▸ Task
Copy all lines below exactly as written. Leave pictures out.

+--

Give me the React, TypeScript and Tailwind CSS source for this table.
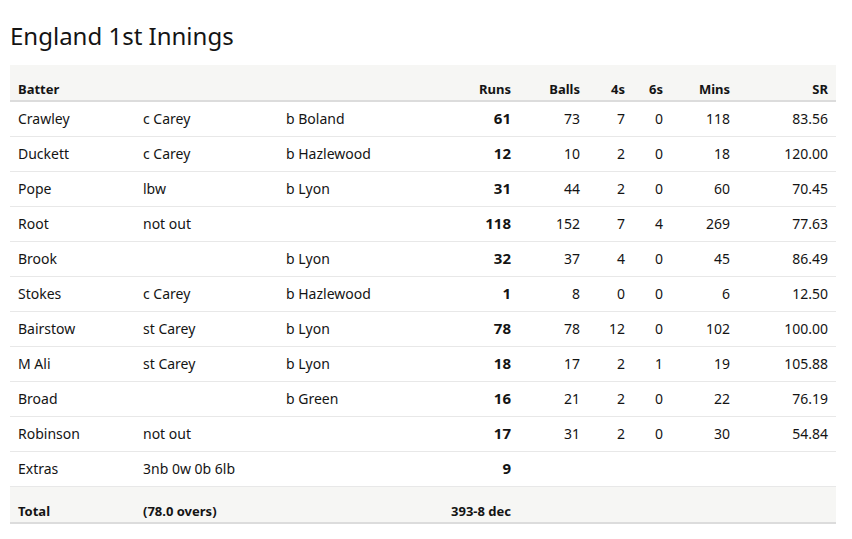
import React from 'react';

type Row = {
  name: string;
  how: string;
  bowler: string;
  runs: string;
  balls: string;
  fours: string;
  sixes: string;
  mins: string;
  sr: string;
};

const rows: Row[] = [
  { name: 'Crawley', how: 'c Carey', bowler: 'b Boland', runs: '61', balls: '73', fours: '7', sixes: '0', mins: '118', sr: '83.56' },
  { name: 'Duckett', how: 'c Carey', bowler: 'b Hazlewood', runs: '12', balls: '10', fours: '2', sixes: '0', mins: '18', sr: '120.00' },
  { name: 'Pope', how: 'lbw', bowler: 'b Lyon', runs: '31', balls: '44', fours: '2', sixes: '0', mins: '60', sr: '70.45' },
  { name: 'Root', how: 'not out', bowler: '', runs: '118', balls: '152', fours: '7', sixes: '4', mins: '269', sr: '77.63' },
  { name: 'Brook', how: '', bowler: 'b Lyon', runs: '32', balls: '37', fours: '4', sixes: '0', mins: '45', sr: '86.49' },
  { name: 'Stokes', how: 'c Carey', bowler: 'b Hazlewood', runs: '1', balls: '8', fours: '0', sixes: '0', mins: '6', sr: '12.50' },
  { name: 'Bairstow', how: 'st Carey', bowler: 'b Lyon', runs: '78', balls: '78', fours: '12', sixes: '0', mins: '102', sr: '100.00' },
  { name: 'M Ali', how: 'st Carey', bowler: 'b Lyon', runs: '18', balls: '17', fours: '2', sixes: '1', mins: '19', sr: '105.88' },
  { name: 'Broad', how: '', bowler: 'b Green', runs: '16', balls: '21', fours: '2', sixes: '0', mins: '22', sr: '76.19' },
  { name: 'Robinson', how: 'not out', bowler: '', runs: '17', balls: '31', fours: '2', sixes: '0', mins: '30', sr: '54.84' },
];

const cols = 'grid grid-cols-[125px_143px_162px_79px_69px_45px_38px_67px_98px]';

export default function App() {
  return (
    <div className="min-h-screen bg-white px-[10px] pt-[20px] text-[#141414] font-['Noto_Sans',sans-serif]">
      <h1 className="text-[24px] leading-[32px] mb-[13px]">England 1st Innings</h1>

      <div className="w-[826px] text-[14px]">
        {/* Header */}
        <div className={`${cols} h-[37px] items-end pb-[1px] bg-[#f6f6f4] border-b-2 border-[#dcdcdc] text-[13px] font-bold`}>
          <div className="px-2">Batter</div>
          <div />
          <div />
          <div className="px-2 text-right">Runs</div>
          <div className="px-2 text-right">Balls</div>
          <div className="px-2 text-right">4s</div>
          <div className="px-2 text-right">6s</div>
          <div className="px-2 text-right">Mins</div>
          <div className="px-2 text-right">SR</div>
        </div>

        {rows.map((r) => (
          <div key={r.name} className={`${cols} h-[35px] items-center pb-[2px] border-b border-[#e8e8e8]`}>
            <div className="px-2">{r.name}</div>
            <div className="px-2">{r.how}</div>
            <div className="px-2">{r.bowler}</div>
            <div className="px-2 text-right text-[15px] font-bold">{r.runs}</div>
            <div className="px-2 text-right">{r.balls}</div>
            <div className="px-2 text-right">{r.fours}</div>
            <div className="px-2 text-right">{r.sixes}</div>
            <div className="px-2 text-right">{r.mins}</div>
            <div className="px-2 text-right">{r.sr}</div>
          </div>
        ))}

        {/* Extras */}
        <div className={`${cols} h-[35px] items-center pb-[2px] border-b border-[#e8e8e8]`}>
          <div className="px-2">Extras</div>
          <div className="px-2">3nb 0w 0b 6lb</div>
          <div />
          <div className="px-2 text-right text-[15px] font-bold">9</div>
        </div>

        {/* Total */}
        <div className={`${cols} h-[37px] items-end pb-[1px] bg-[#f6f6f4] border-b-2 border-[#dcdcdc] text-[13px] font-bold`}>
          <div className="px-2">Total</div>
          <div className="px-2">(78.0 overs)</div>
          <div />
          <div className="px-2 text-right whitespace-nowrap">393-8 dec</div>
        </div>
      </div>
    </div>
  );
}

+--

▸ Exercise response
Give me the React, TypeScript and Tailwind CSS source for this table.
import React from 'react';

type Row = {
  name: string;
  how: string;
  bowler: string;
  runs: string;
  balls: string;
  fours: string;
  sixes: string;
  mins: string;
  sr: string;
};

const rows: Row[] = [
  { name: 'Crawley', how: 'c Carey', bowler: 'b Boland', runs: '61', balls: '73', fours: '7', sixes: '0', mins: '118', sr: '83.56' },
  { name: 'Duckett', how: 'c Carey', bowler: 'b Hazlewood', runs: '12', balls: '10', fours: '2', sixes: '0', mins: '18', sr: '120.00' },
  { name: 'Pope', how: 'lbw', bowler: 'b Lyon', runs: '31', balls: '44', fours: '2', sixes: '0', mins: '60', sr: '70.45' },
  { name: 'Root', how: 'not out', bowler: '', runs: '118', balls: '152', fours: '7', sixes: '4', mins: '269', sr: '77.63' },
  { name: 'Brook', how: '', bowler: 'b Lyon', runs: '32', balls: '37', fours: '4', sixes: '0', mins: '45', sr: '86.49' },
  { name: 'Stokes', how: 'c Carey', bowler: 'b Hazlewood', runs: '1', balls: '8', fours: '0', sixes: '0', mins: '6', sr: '12.50' },
  { name: 'Bairstow', how: 'st Carey', bowler: 'b Lyon', runs: '78', balls: '78', fours: '12', sixes: '0', mins: '102', sr: '100.00' },
  { name: 'M Ali', how: 'st Carey', bowler: 'b Lyon', runs: '18', balls: '17', fours: '2', sixes: '1', mins: '19', sr: '105.88' },
  { name: 'Broad', how: '', bowler: 'b Green', runs: '16', balls: '21', fours: '2', sixes: '0', mins: '22', sr: '76.19' },
  { name: 'Robinson', how: 'not out', bowler: '', runs: '17', balls: '31', fours: '2', sixes: '0', mins: '30', sr: '54.84' },
];

const cols = 'grid grid-cols-[125px_143px_162px_79px_69px_45px_38px_67px_98px]';

export default function App() {
  return (
    <div className="min-h-screen bg-white px-[10px] pt-[20px] text-[#141414] font-['Noto_Sans',sans-serif]">
      <h1 className="text-[24px] leading-[32px] mb-[13px]">England 1st Innings</h1>

      <div className="w-[826px] text-[14px]">
        {/* Header */}
        <div className={`${cols} h-[37px] items-end pb-[1px] bg-[#f6f6f4] border-b-2 border-[#dcdcdc] text-[13px] font-bold`}>
          <div className="px-2">Batter</div>
          <div />
          <div />
          <div className="px-2 text-right">Runs</div>
          <div className="px-2 text-right">Balls</div>
          <div className="px-2 text-right">4s</div>
          <div className="px-2 text-right">6s</div>
          <div className="px-2 text-right">Mins</div>
          <div className="px-2 text-right">SR</div>
        </div>

        {rows.map((r) => (
          <div key={r.name} className={`${cols} h-[35px] items-center pb-[2px] border-b border-[#e8e8e8]`}>
            <div className="px-2">{r.name}</div>
            <div className="px-2">{r.how}</div>
            <div className="px-2">{r.bowler}</div>
            <div className="px-2 text-right text-[15px] font-bold">{r.runs}</div>
            <div className="px-2 text-right">{r.balls}</div>
            <div className="px-2 text-right">{r.fours}</div>
            <div className="px-2 text-right">{r.sixes}</div>
            <div className="px-2 text-right">{r.mins}</div>
            <div className="px-2 text-right">{r.sr}</div>
          </div>
        ))}

        {/* Extras */}
        <div className={`${cols} h-[35px] items-center pb-[2px] border-b border-[#e8e8e8]`}>
          <div className="px-2">Extras</div>
          <div className="px-2">3nb 0w 0b 6lb</div>
          <div />
          <div className="px-2 text-right text-[15px] font-bold">9</div>
        </div>

        {/* Total */}
        <div className={`${cols} h-[37px] items-end pb-[1px] bg-[#f6f6f4] border-b-2 border-[#dcdcdc] text-[13px] font-bold`}>
          <div className="px-2">Total</div>
          <div className="px-2">(78.0 overs)</div>
          <div />
          <div className="px-2 text-right whitespace-nowrap">393-8 dec</div>
        </div>
      </div>
    </div>
  );
}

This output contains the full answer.